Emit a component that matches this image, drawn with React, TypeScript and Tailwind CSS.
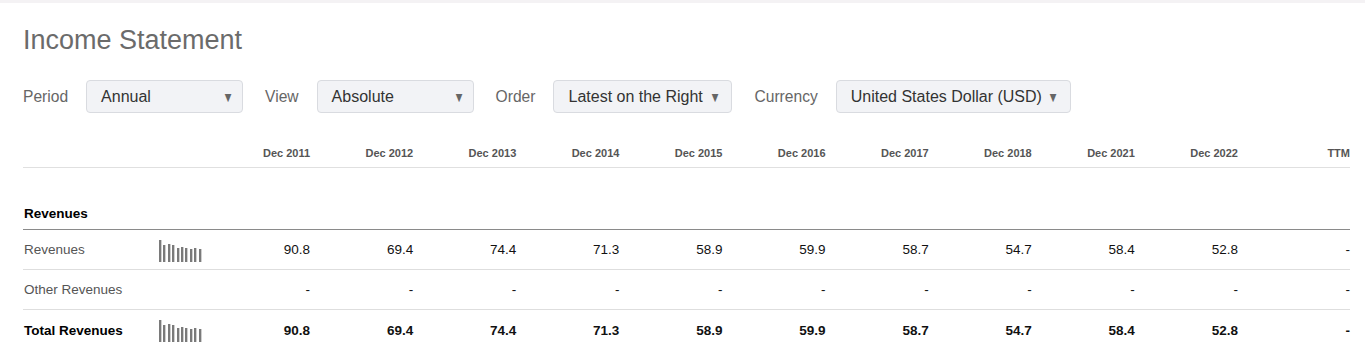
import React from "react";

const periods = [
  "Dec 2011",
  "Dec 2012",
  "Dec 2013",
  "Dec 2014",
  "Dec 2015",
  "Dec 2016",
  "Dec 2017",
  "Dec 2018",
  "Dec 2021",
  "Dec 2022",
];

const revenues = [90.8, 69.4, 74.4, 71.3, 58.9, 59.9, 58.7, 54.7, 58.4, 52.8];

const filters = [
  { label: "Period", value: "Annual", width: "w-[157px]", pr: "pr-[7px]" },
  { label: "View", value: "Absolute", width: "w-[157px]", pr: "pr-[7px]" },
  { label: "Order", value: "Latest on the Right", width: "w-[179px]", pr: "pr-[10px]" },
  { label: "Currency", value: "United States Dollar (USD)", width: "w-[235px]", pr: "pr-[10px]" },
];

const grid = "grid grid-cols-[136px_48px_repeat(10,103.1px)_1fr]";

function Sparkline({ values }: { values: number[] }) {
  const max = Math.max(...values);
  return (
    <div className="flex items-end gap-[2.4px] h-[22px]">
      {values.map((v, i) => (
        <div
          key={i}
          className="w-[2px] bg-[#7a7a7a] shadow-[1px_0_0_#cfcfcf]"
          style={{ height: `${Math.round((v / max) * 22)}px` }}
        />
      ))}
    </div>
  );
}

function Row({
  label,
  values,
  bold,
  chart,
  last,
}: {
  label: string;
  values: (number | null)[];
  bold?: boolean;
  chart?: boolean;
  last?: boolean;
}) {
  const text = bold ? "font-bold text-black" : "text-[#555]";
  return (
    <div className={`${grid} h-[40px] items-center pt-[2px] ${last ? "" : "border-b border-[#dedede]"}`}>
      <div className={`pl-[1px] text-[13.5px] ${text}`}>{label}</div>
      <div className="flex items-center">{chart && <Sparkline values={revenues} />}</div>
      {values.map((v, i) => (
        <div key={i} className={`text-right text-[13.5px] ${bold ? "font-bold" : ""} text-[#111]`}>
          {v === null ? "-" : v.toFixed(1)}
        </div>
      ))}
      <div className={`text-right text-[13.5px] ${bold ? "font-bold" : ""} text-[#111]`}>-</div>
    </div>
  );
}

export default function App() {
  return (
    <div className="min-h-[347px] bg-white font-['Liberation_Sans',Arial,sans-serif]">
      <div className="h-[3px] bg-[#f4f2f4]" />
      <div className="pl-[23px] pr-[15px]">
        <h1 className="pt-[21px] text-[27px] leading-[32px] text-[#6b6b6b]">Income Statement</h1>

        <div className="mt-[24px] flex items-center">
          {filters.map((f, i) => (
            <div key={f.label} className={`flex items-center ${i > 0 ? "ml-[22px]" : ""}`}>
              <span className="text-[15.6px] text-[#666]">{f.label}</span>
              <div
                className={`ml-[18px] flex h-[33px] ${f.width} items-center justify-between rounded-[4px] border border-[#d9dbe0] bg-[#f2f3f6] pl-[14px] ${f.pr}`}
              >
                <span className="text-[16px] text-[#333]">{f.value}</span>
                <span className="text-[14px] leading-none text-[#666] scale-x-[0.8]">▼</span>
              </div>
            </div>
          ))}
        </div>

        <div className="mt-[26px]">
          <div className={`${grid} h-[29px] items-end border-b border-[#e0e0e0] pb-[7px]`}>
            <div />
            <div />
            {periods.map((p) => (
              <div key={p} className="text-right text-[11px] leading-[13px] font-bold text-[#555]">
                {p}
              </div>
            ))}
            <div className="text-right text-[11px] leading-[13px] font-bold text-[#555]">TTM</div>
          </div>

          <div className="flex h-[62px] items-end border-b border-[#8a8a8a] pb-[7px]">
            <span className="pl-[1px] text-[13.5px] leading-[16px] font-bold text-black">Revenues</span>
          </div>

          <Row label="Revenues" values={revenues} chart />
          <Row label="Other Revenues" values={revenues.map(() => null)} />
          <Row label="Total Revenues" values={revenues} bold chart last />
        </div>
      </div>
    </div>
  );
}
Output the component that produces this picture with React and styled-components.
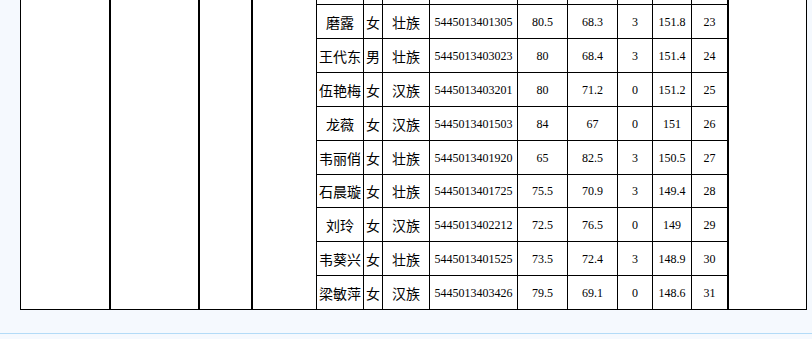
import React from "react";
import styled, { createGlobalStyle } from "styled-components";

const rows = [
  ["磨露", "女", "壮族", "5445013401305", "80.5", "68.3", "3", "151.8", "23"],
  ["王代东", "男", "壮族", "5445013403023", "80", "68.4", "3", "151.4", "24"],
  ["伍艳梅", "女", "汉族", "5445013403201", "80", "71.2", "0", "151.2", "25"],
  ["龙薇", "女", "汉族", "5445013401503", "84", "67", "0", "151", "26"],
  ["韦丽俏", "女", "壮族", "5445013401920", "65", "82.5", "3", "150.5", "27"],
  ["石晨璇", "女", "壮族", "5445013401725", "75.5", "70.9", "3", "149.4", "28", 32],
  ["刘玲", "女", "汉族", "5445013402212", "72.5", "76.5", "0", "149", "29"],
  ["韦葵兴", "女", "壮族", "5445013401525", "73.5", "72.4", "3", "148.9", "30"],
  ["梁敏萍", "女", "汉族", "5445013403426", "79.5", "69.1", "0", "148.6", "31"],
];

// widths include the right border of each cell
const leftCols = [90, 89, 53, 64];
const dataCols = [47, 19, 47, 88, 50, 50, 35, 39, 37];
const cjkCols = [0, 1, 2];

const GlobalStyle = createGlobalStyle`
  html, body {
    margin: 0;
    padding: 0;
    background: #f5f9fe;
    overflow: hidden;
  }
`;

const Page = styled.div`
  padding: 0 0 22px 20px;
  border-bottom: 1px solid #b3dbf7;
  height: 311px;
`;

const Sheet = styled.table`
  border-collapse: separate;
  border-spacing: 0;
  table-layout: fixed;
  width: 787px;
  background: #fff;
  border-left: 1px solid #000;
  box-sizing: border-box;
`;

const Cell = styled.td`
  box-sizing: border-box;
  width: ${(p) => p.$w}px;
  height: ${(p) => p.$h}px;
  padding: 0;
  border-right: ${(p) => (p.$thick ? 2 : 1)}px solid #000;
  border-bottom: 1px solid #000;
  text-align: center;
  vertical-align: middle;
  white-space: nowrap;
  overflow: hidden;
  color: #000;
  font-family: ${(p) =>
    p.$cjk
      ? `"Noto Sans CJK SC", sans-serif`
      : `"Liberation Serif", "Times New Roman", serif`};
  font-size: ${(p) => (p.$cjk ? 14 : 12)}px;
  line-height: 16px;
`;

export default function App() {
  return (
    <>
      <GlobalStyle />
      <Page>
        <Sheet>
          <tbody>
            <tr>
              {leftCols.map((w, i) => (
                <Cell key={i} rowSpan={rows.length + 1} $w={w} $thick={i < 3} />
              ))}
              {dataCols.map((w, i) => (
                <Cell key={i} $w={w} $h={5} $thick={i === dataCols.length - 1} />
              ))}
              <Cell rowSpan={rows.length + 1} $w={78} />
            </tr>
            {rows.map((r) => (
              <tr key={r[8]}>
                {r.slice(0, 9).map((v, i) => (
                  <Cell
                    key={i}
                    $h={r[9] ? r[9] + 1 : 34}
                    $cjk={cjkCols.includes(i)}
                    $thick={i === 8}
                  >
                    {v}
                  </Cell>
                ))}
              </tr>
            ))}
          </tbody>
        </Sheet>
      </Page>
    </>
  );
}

┄┄┄┄┄┄┄┄┄┄

In the records above, find each line holding "components" and copy it.

Output the component that produces this picture with React and styled-components.
import styled, { createGlobalStyle } from "styled-components";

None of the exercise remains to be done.